Blog by Sumana Harihareswara, Changeset founder

16 Jun 2001, 12:30 p.m.

Live from Leningrad, it's Saturday Morning

Hi, reader. I wrote this in 2001 and it's now more than five years old. So it may be very out of date; the world, and I, have changed a lot since I wrote it! I'm keeping this up for historical archive purposes, but the me of today may 100% disagree with what I said then. I rarely edit posts after publishing them, but if I do, I usually leave a note in italics to mark the edit and the reason. If this post is particularly offensive or breaches someone's privacy, please contact me.

I can't believe it's not butter, and I can't believe I've been in Russia for almost a day.

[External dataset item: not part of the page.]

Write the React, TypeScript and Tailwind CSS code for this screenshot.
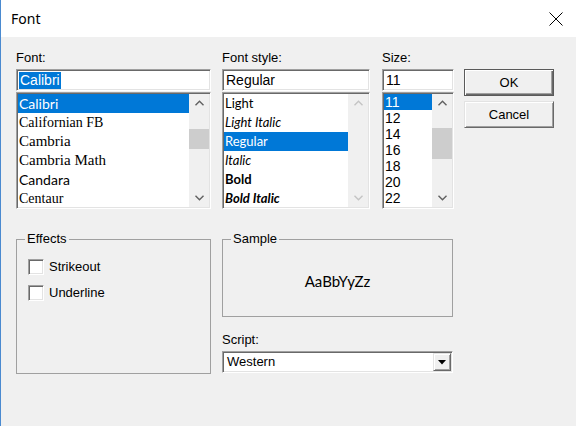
import React from 'react';

const ui = "font-['Liberation_Sans',Arial,sans-serif]";
const sunken =
  'border border-t-[#a0a0a0] border-l-[#a0a0a0] border-r-white border-b-white shadow-[inset_1px_1px_0_#696969,inset_-1px_-1px_0_#e3e3e3] p-px';
const raised =
  'border border-t-[#e3e3e3] border-l-[#e3e3e3] border-r-[#696969] border-b-[#696969] shadow-[inset_1px_1px_0_#ffffff,inset_-1px_-1px_0_#a0a0a0]';

function Chevron({ dir, disabled }: { dir: 'up' | 'down'; disabled?: boolean }) {
  return (
    <svg width="9" height="6" viewBox="0 0 9 6">
      <polyline
        points={dir === 'up' ? '0.5,5.2 4.5,1.2 8.5,5.2' : '0.5,0.8 4.5,4.8 8.5,0.8'}
        fill="none"
        stroke={disabled ? '#c4c4c4' : '#606060'}
        strokeWidth="1.4"
      />
    </svg>
  );
}

function ScrollBar({ thumb, disabled }: { thumb?: string; disabled?: boolean }) {
  return (
    <div className="w-[20px] bg-[#f0f0f0] flex flex-col">
      <div className="h-[18px] flex items-center justify-center">
        <Chevron dir="up" disabled={disabled} />
      </div>
      <div className="flex-1">{thumb && <div className={`bg-[#cdcdcd] ${thumb}`} />}</div>
      <div className="h-[18px] flex items-center justify-center">
        <Chevron dir="down" disabled={disabled} />
      </div>
    </div>
  );
}

type Item = { label: string; cls: string };

function ListBox({
  items,
  selected,
  row,
  thumb,
  disabled,
}: {
  items: Item[];
  selected: number;
  row: string;
  thumb?: string;
  disabled?: boolean;
}) {
  return (
    <div className={`mt-px h-[117px] flex bg-white ${sunken}`}>
      <div className="flex-1 overflow-hidden">
        {items.map((it, i) => (
          <div
            key={it.label}
            className={`${row} pl-[1px] whitespace-nowrap ${it.cls} ${
              i === selected ? 'bg-[#0078d7] text-white' : 'text-black'
            }`}
          >
            {it.label}
          </div>
        ))}
      </div>
      <ScrollBar thumb={thumb} disabled={disabled} />
    </div>
  );
}

function TextBox({ value, highlight }: { value: string; highlight?: boolean }) {
  return (
    <div className={`mt-[3px] h-[22px] bg-white flex items-center ${sunken}`}>
      <span
        className={`ml-px px-px leading-[17px] text-[14px] ${ui} ${
          highlight ? 'bg-[#0078d7] text-white' : 'text-black'
        }`}
      >
        {value}
      </span>
    </div>
  );
}

function Label({ children }: { children: React.ReactNode }) {
  return <div className={`h-[16px] leading-[16px] text-[13px] text-black ${ui}`}>{children}</div>;
}

function CheckRow({ label }: { label: string }) {
  return (
    <div className="flex items-center h-[16px] gap-[5px]">
      <div className={`w-[16px] h-[16px] bg-white ${sunken}`} />
      <span className={`text-[13px] text-black ${ui}`}>{label}</span>
    </div>
  );
}

const lato = "font-['Lato','Noto_Sans',sans-serif]";
const serif = "font-['Liberation_Serif','Times_New_Roman',serif]";

const fonts: Item[] = [
  { label: 'Calibri', cls: `${lato} text-[14px]` },
  { label: 'Californian FB', cls: `${serif} text-[14px]` },
  { label: 'Cambria', cls: `${serif} text-[15px]` },
  { label: 'Cambria Math', cls: `${serif} text-[15px]` },
  { label: 'Candara', cls: `${lato} text-[14px]` },
  { label: 'Centaur', cls: `${serif} text-[14px]` },
];

const styles: Item[] = [
  { label: 'Light', cls: `${lato} text-[13px]` },
  { label: 'Light Italic', cls: `${lato} text-[13px] italic` },
  { label: 'Regular', cls: `${lato} text-[13px]` },
  { label: 'Italic', cls: `${lato} text-[13px] italic` },
  { label: 'Bold', cls: `${lato} text-[13px] font-bold` },
  { label: 'Bold Italic', cls: `${lato} text-[13px] font-bold italic` },
];

const sizes: Item[] = ['11', '12', '14', '16', '18', '20', '22'].map((s) => ({
  label: s,
  cls: `${ui} text-[14px]`,
}));

export default function App() {
  return (
    <div className="w-[576px] h-[426px] flex flex-col bg-[#f0f0f0] border-l border-[#4a8ad0] overflow-hidden">
      <div className="h-[37px] bg-white flex items-center justify-between pl-[10px] pr-[13px]">
        <span className="text-[14px] text-black font-['Noto_Sans','Open_Sans',sans-serif]">Font</span>
        <svg width="14" height="14" viewBox="0 0 14 14">
          <path d="M0.5 0.5 L13.5 13.5 M13.5 0.5 L0.5 13.5" stroke="#000" strokeWidth="1" />
        </svg>
      </div>

      <div className="flex-1 pl-[15px] pt-[13px]">
        <div className="flex">
          <div className="w-[195px]">
            <Label>Font:</Label>
            <TextBox value="Calibri" highlight />
            <ListBox items={fonts} selected={0} row="h-[19px] leading-[19px]" thumb="mt-[17px] h-[20px]" />
          </div>
          <div className="w-[148px] ml-[11px]">
            <Label>Font style:</Label>
            <TextBox value="Regular" />
            <ListBox items={styles} selected={2} row="h-[19px] leading-[19px]" disabled />
          </div>
          <div className="w-[72px] ml-[12px]">
            <Label>Size:</Label>
            <TextBox value="11" />
            <ListBox items={sizes} selected={0} row="h-[16px] leading-[16px]" thumb="mt-[16px] h-[31px]" />
          </div>
          <div className="w-[90px] ml-[10px] pt-[19px] flex flex-col gap-[5px]">
            <button
              className={`h-[27px] border border-[#5a5a5a] bg-[#f0f0f0] shadow-[inset_1px_1px_0_#ffffff,inset_-1px_-1px_0_#696969,inset_-2px_-2px_0_#a0a0a0] text-[13px] text-black ${ui}`}
            >
              OK
            </button>
            <button className={`h-[27px] bg-[#f0f0f0] text-[13px] text-black ${raised} ${ui}`}>Cancel</button>
          </div>
        </div>

        <div className="flex mt-[22px]">
          <fieldset className="w-[195px] h-[143px] border border-[#a0a0a0]">
            <legend className={`ml-[8px] px-[2px] h-[16px] leading-[16px] text-[13px] text-black ${ui}`}>
              Effects
            </legend>
            <div className="pl-[11px] mt-[12px] flex flex-col gap-[10px]">
              <CheckRow label="Strikeout" />
              <CheckRow label="Underline" />
            </div>
          </fieldset>

          <div className="w-[231px] ml-[11px]">
            <fieldset className="h-[86px] border border-[#a0a0a0]">
              <legend className={`ml-[8px] px-[2px] h-[16px] leading-[16px] text-[13px] text-black ${ui}`}>
                Sample
              </legend>
              <div className={`h-[66px] pt-[3px] flex items-center justify-center text-[15px] text-black ${lato}`}>
                AaBbYyZz
              </div>
            </fieldset>
            <div className="mt-[15px]">
              <Label>Script:</Label>
            </div>
            <div className={`mt-[3px] h-[22px] bg-white flex items-center justify-between ${sunken}`}>
              <span className={`pl-[3px] text-[13px] text-black ${ui}`}>Western</span>
              <div className={`w-[18px] h-[18px] bg-[#f0f0f0] flex items-center justify-center ${raised}`}>
                <svg width="8" height="5" viewBox="0 0 8 5">
                  <path d="M0 0 H8 L4 4.5 Z" fill="#000" />
                </svg>
              </div>
            </div>
          </div>
        </div>
      </div>
    </div>
  );
}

So, what's to say? Lots of stuff. I have successfully:

  • Bought and eaten food and water (no guarantees on the safety and healthfulness of said food and water) (or on not being ripped off -- I think my breakfast was twice as expensive as listed because I'm an obvious foreigner)
  • Not had my passport stolen
  • Gotten here, into an Internet cafe, to conduct e-mail and weblog business
  • Made a far-too-expensive phone call to tell my mom that I'm all right
  • Escaped some gypsy children who wanted money, and a random Russian felllow who said "hi" in that troublesome way
  • Showered & used toilets
  • Walked a great deal along Nevskii Prospekt
  • Spoken in Russian (some)

I'm sure there's more. I completely failed yesterday at attempting to purchase a phone card at some International Telephone Office. My Russian stinks to heaven, but perhaps not to high heaven.

Right now I'm very happy to be here. I've had a few moments of depression, as in right after I had a complete communication breakdown when trying to buy that phone card. And I know that it would be better for me to be practicing my Russian right now, rather than thinking in English and/or talking with/hanging out with my fellow Americans. But I need a little time/space to think to myself, and I prefer this diary to do that.

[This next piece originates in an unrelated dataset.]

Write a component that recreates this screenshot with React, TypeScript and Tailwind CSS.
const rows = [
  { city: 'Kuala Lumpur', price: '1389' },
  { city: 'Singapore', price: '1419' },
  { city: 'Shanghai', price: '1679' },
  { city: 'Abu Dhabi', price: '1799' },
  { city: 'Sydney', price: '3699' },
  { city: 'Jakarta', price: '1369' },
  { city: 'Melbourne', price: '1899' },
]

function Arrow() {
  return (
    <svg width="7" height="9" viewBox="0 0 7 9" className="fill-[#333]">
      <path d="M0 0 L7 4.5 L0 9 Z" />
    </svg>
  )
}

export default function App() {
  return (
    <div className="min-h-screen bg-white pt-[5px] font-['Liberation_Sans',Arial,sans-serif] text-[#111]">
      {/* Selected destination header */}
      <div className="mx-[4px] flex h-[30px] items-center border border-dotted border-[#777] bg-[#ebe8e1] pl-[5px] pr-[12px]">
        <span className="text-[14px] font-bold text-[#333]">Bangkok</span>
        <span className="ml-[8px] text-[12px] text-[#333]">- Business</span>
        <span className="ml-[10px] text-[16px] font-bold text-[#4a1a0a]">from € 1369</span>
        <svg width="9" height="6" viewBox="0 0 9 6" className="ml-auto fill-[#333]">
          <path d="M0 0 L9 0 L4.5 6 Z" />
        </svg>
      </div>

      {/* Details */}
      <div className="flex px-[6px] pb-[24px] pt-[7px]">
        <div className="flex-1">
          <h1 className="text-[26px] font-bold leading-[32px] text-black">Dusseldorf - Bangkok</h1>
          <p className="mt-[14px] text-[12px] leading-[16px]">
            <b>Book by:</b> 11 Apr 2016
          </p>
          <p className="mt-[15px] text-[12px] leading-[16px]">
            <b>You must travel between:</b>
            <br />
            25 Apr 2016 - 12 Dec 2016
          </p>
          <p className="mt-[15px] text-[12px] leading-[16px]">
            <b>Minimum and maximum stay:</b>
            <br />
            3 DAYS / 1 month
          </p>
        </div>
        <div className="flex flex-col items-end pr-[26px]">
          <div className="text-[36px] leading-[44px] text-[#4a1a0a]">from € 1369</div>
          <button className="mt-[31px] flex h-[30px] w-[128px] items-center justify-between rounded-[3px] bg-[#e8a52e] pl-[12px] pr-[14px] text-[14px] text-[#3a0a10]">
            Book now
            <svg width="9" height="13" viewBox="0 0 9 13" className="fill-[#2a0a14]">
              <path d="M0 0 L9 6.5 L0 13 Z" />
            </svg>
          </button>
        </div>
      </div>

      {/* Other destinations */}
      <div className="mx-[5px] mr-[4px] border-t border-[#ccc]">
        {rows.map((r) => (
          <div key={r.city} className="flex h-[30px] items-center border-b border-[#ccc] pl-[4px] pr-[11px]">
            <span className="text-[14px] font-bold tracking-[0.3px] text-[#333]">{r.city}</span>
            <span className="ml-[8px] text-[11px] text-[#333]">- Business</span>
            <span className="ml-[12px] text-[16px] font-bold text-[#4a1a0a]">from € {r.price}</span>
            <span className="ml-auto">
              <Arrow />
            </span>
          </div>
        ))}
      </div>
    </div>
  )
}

Seems that Seth, Steve, Leonard, and Dan have all sort of randomly interacted recently. Huh.

The panopoly of incompatible phone-card systems in this city are, as Neal Stephenson wrote in Cryptonomicon (and about almost the same problem!), "a case study in why gradualism is bad."

I entered Washington, D.C. via Dulles Airport, and left it the same way. "Ashes to ashes, Dulles to Dulles."

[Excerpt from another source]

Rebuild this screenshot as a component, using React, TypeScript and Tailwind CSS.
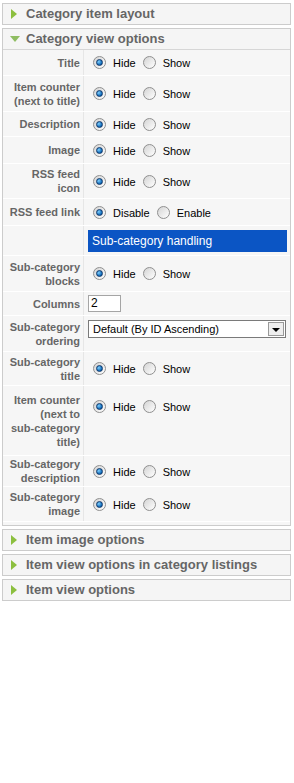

Is "I Like Big Butts" (1980s rap song) an homage to that one song in This is Spinal Tap?

Tonight's Episode: A Bicycle Built for Death

I saw Antitrust on the plane. So earnest, so unintentionally hilarious. Actual "found-object" Tonight's Episode within Antitrust: Murdered for Code.

I saw it with The Other Geek (well, one of two, maybe) in my group. There were spots where it was dead-on, and probably much better than Swordfish is (haven't seen the latter) at being somewhat authentic to geekitude and the free-software zealot POV. The RMS figure was Asian, which gladdened me. And/but I'm not sure whether bandying about the phrase "open source" in connection with very ideological, "human knowledge belongs to the world" sloganeering is a good thing. Oh, and also, as far as we know, Microsoft is not akin to The Firm (cf. John Grisham). So the analogy has been dramatized, and thus it seems harder to reallly go after Gatesism, since Gates is not actually (again, AFAWK) sending paid thugs after innovative young hackers to steal their ideas.